In the sharing circles afterwards, I am often moved by what people tell me. Some speak of long-forgotten memories surfacing, the wind gong acting as a key, unlocking emotional doors they didn’t realise were still closed. Others describe physical sensations of release: a knot in the stomach melting away, warmth flooding the chest, a deep exhale they didn’t know they’d been holding.


For many, the initial instinct is to resist, to want the sound to stop. But when they lean into it, when they allow themselves to be curious about the discomfort, something shifts. The sound becomes a mirror, reflecting back emotions, fears, and traumas that have been buried in the body. In those moments, people often begin to work with the sound instead of against it, breathing through it, letting the waves move through their tissues and into the space beyond them.


I have seen tears flow without sadness, laughter emerge without reason, and a stillness settle into someone’s face as if they have just set down a burden carried for decades. These aren’t just “reactions”, they are somatic re-alignments, moments where the body remembers its own ability to reorganise itself and return to a state of coherence.

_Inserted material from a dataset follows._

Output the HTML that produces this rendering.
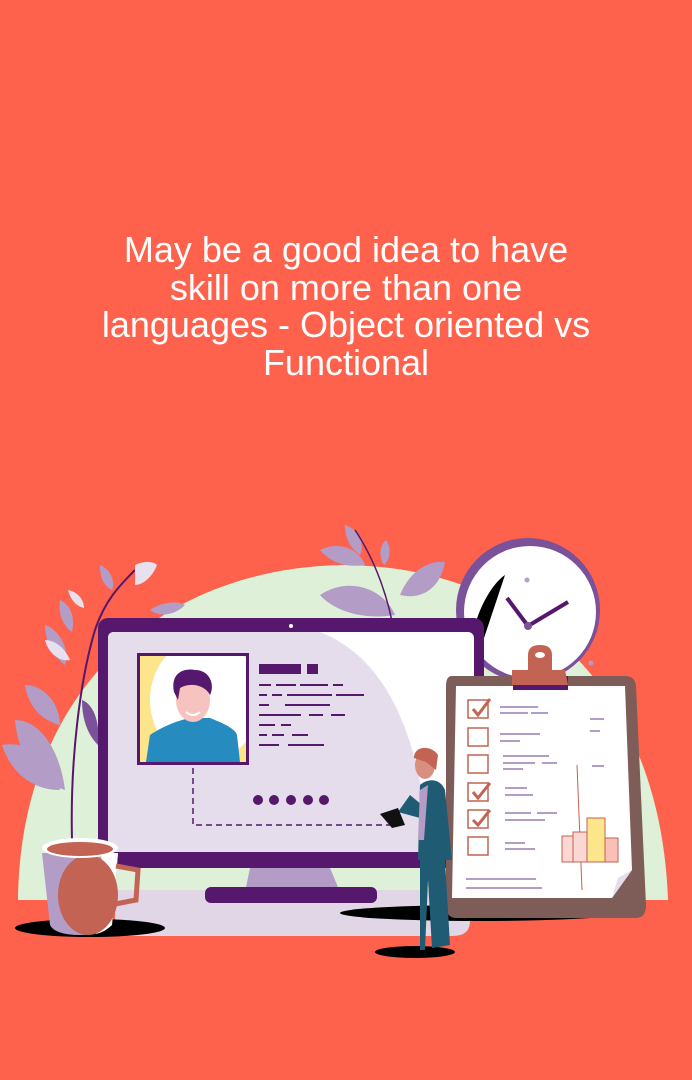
<!DOCTYPE html>
<html><head><meta charset="utf-8"><style>
html,body{margin:0;padding:0}
body{width:692px;height:1080px;background:#FE614C;position:relative;overflow:hidden;font-family:"Liberation Sans",sans-serif}
.t{position:absolute;top:231px;left:0;width:692px;text-align:center;color:#fff;font-size:36px;line-height:37.5px}
svg{position:absolute;left:0;top:0}
</style></head><body>
<div class="t">May be a good idea to have<br>skill on more than one<br>languages - Object oriented vs<br>Functional</div>
<svg width="692" height="1080" viewBox="0 0 692 1080">
<defs><clipPath id="ph"><rect x="140" y="656" width="106" height="106"/></clipPath></defs>
<path d="M18 900 C20 700 150 570 340 565 C520 565 660 680 668 900 Z" fill="#DEF0D8"/>
<g fill="#B39CC6"><path d="M320 595 C350 575 385 590 395 615 C365 620 335 612 320 595Z"/><path d="M400 595 C410 570 430 560 445 562 C440 590 420 600 400 595Z"/><path d="M320 550 C340 540 360 550 365 565 C345 568 330 562 320 550Z"/><path d="M345 525 C360 530 365 545 360 555 C350 548 345 538 345 525Z"/><path d="M386 540 C392 548 390 560 384 565 C378 556 380 545 386 540Z"/></g>
<path d="M395 640 C390 600 375 560 355 530" stroke="#55186D" stroke-width="1.5" fill="none"/>
<path d="M72 840 C70 760 80 680 95 630 C105 600 120 585 135 570" stroke="#55186D" stroke-width="2" fill="none"/>
<g fill="#B39CC6"><path d="M15 720 C40 720 60 750 65 790 C35 780 18 755 15 720Z"/><path d="M2 745 C30 740 55 760 60 790 C30 790 10 770 2 745Z"/><path d="M25 685 C45 685 60 705 60 725 C40 720 28 705 25 685Z"/><path d="M45 625 C60 630 70 650 65 665 C52 655 45 640 45 625Z"/><path d="M60 600 C72 605 75 620 72 632 C62 625 58 612 60 600Z"/><path d="M100 565 C112 570 115 583 112 590 C102 585 100 575 100 565Z"/><path d="M150 610 C165 600 180 602 185 605 C175 615 160 618 150 610Z"/></g>
<g fill="#E8E0EE"><path d="M135 565 C145 560 155 562 157 565 C152 578 142 585 135 585Z"/><path d="M45 640 C55 640 65 648 70 660 C58 662 48 652 45 640Z"/><path d="M68 590 C78 592 84 600 84 608 C75 606 70 598 68 590Z"/></g>
<g fill="#7B519A"><path d="M82 700 C95 705 100 725 98 745 C88 735 82 720 82 700Z"/></g>
<circle cx="528" cy="610" r="72" fill="#7B519A"/>
<circle cx="530" cy="612" r="66" fill="#fff"/>
<path d="M470 660 C470 620 490 585 505 575 L480 650Z" fill="#000"/>
<line x1="528" y1="626" x2="507" y2="598" stroke="#55186D" stroke-width="4"/>
<line x1="528" y1="626" x2="568" y2="602" stroke="#55186D" stroke-width="4"/>
<circle cx="528" cy="626" r="4" fill="#7B519A"/>
<circle cx="527" cy="580" r="2.5" fill="#B39CC6"/><circle cx="591" cy="663" r="2.5" fill="#B39CC6"/>
<path d="M115 890 L470 890 L470 920 C470 935 460 936 450 936 L130 936 C118 936 115 930 115 920Z" fill="#E0D6E6"/>
<rect x="98" y="618" width="386" height="250" rx="10" fill="#55186D"/>
<rect x="108" y="632" width="366" height="220" rx="6" fill="#fff"/>
<path d="M108 638 Q108 632 114 632 L320 632 C390 660 420 740 430 852 L108 852Z" fill="#E5DDEB"/>
<circle cx="291" cy="626" r="2" fill="#fff"/>
<path d="M250 868 L330 868 L340 892 L245 892Z" fill="#B39CC6"/>
<rect x="205" y="887" width="172" height="16" rx="6" fill="#55186D"/>
<rect x="137" y="653" width="112" height="112" fill="#55186D"/>
<rect x="140" y="656" width="106" height="106" fill="#FCE58A"/>
<g clip-path="url(#ph)">
<ellipse cx="205" cy="700" rx="55" ry="62" fill="#fff"/>
<path d="M146 762 L150 735 C165 725 180 720 190 718 L210 718 C220 722 235 728 237 735 L240 762Z" fill="#268BBF"/>
<ellipse cx="193" cy="700" rx="17" ry="22" fill="#F7C3BE"/>
<path d="M174 692 C170 672 185 668 195 670 C210 670 215 685 210 695 C205 685 190 682 180 688 L178 700Z" fill="#55186D"/>
<path d="M186 712 Q193 718 200 712" stroke="#fff" stroke-width="2" fill="none"/>
</g>
<g fill="#55186D"><rect x="259" y="664" width="42" height="10"/><rect x="307" y="664" width="11" height="10"/>
<rect x="259" y="684" width="12" height="2"/><rect x="276" y="684" width="20" height="2"/><rect x="300" y="684" width="28" height="2"/><rect x="333" y="684" width="10" height="2"/>
<rect x="259" y="694" width="8" height="2"/><rect x="272" y="694" width="10" height="2"/><rect x="287" y="694" width="45" height="2"/><rect x="336" y="694" width="28" height="2"/>
<rect x="259" y="704" width="10" height="2"/><rect x="285" y="704" width="45" height="2"/>
<rect x="259" y="714" width="42" height="2"/><rect x="309" y="714" width="14" height="2"/><rect x="331" y="714" width="14" height="2"/>
<rect x="259" y="724" width="16" height="2"/><rect x="281" y="724" width="10" height="2"/>
<rect x="259" y="734" width="8" height="2"/><rect x="272" y="734" width="12" height="2"/><rect x="292" y="734" width="16" height="2"/>
<rect x="259" y="744" width="20" height="2"/><rect x="288" y="744" width="36" height="2"/>
<circle cx="258" cy="800" r="5"/><circle cx="274" cy="800" r="5"/><circle cx="291" cy="800" r="5"/><circle cx="308" cy="800" r="5"/><circle cx="324" cy="800" r="5"/></g>
<path d="M193 768 L193 825 L390 825" stroke="#55186D" stroke-width="1.5" stroke-dasharray="6 4" fill="none"/>
<ellipse cx="480" cy="913" rx="140" ry="8" fill="#000"/>
<ellipse cx="90" cy="928" rx="75" ry="9" fill="#000"/>
<ellipse cx="415" cy="952" rx="40" ry="6" fill="#000"/>
<path d="M452 676 L625 676 Q635 676 636 686 L646 905 Q646 918 636 918 L456 918 Q446 918 446 905 L446 686 Q446 676 452 676Z" fill="#7E5D59"/>
<path d="M456 686 L625 686 L632 870 L612 898 L452 898Z" fill="#fff"/>
<path d="M612 898 L632 870 L618 878Z" fill="#E5DDEB"/>
<path d="M513 676 L568 676 L568 690 L513 690Z" fill="#55186D"/>
<path d="M512 670 L565 670 L568 685 L512 685Z" fill="#C26353"/>
<path d="M528 655 Q528 645 540 645 Q552 645 552 655 L552 672 L528 672Z" fill="#C26353"/>
<ellipse cx="540" cy="655" rx="5" ry="3" fill="#fff"/>
<g stroke="#C26353" stroke-width="1.5" fill="none">
<rect x="468" y="700" width="20" height="18"/><rect x="468" y="728" width="20" height="18"/><rect x="468" y="755" width="20" height="18"/><rect x="468" y="783" width="20" height="18"/><rect x="468" y="810" width="20" height="18"/><rect x="468" y="837" width="20" height="18"/>
<path d="M473 709 L478 715 L490 699" stroke-width="3"/><path d="M473 792 L478 798 L490 783" stroke-width="3"/><path d="M473 820 L478 825 L490 810" stroke-width="3"/>
<line x1="577" y1="765" x2="582" y2="890" stroke-width="1"/></g>
<g fill="#B39CC6"><rect x="500" y="706" width="38" height="2"/><rect x="500" y="712" width="28" height="2"/><rect x="531" y="712" width="17" height="2"/>
<rect x="500" y="733" width="40" height="2"/><rect x="500" y="740" width="20" height="2"/>
<rect x="503" y="755" width="46" height="2"/><rect x="503" y="762" width="32" height="2"/><rect x="542" y="762" width="15" height="2"/><rect x="503" y="768" width="20" height="2"/>
<rect x="505" y="787" width="22" height="2"/><rect x="505" y="794" width="28" height="2"/>
<rect x="505" y="812" width="26" height="2"/><rect x="537" y="812" width="20" height="2"/><rect x="505" y="819" width="40" height="2"/>
<rect x="505" y="842" width="20" height="2"/><rect x="505" y="848" width="30" height="2"/>
<rect x="590" y="718" width="14" height="2"/><rect x="590" y="730" width="10" height="2"/><rect x="592" y="765" width="12" height="2"/>
<rect x="466" y="878" width="70" height="2"/><rect x="466" y="887" width="76" height="2"/></g>
<rect x="562" y="836" width="11" height="26" fill="#FAD7D3" stroke="#C26353" stroke-width="1"/>
<rect x="573" y="832" width="14" height="30" fill="#FAD7D3" stroke="#C26353" stroke-width="1"/>
<rect x="587" y="818" width="18" height="44" fill="#FCE58A" stroke="#C26353" stroke-width="1"/>
<rect x="605" y="838" width="13" height="24" fill="#FAC0B8" stroke="#C26353" stroke-width="1"/>
<path d="M420 860 L445 860 L450 945 L432 948 L428 880 L425 950 L420 950Z" fill="#1F5C73"/>
<path d="M420 785 C428 778 440 778 445 790 L452 860 L418 860 Z" fill="#1F5C73"/>
<path d="M410 795 L428 810 L420 818 L398 812Z" fill="#1F5C73"/>
<path d="M420 790 L428 785 L424 840 L418 840Z" fill="#B39CC6"/>
<ellipse cx="425" cy="765" rx="10" ry="14" fill="#D98F80"/>
<path d="M414 758 C414 745 432 745 438 755 L436 770 L426 762 Z" fill="#C26353"/>
<path d="M380 814 L398 808 L405 825 L392 828Z" fill="#111"/>
<path d="M42 853 L118 853 L112 925 Q100 935 80 935 Q55 935 50 925Z" fill="#B39CC6"/>
<path d="M100 853 L118 853 L112 925 Q105 932 96 934 C110 900 105 870 100 853Z" fill="#fff"/>
<ellipse cx="88" cy="895" rx="30" ry="40" fill="#C26353"/>
<path d="M116 866 L138 870 L136 900 L110 905" stroke="#C26353" stroke-width="5" fill="none"/>
<ellipse cx="80" cy="848" rx="38" ry="10" fill="#fff"/>
<ellipse cx="80" cy="849" rx="33" ry="7" fill="#C26353"/>
</svg>
</body></html>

In that way, the wind gong is not simply an instrument. It is a catalyst, a bridge between the physical and the emotional, the seen and the unseen, guiding people through the storm so they can emerge on the other side lighter, clearer, and more themselves.


Resonance and the Theta State

When we shift from dissonance to resonance, something profound happens. The brain begins to move into a theta state, the same state linked with deep meditation, dream-like imagery, and heightened neuroplasticity. In theta, the body is primed for repair. Cellular processes shift. The nervous system moves toward parasympathetic dominance, allowing rest and digestion to take over.


This is where resonance becomes more than a sensory experience. It becomes a dialogue between the sound and the body’s innate intelligence, a conversation in which the body decides what to release, what to keep, and how to restore its own balance.


Closing Thoughts

Somatic resonance is not about forcing change. It’s about offering the body a language it instinctively understands. Vibration, tone, and rhythm become messengers, travelling through the fascia, stirring memory, shifting emotion, and inviting coherence. The gong, in all its voices, simply provides the waves. The body does the rest.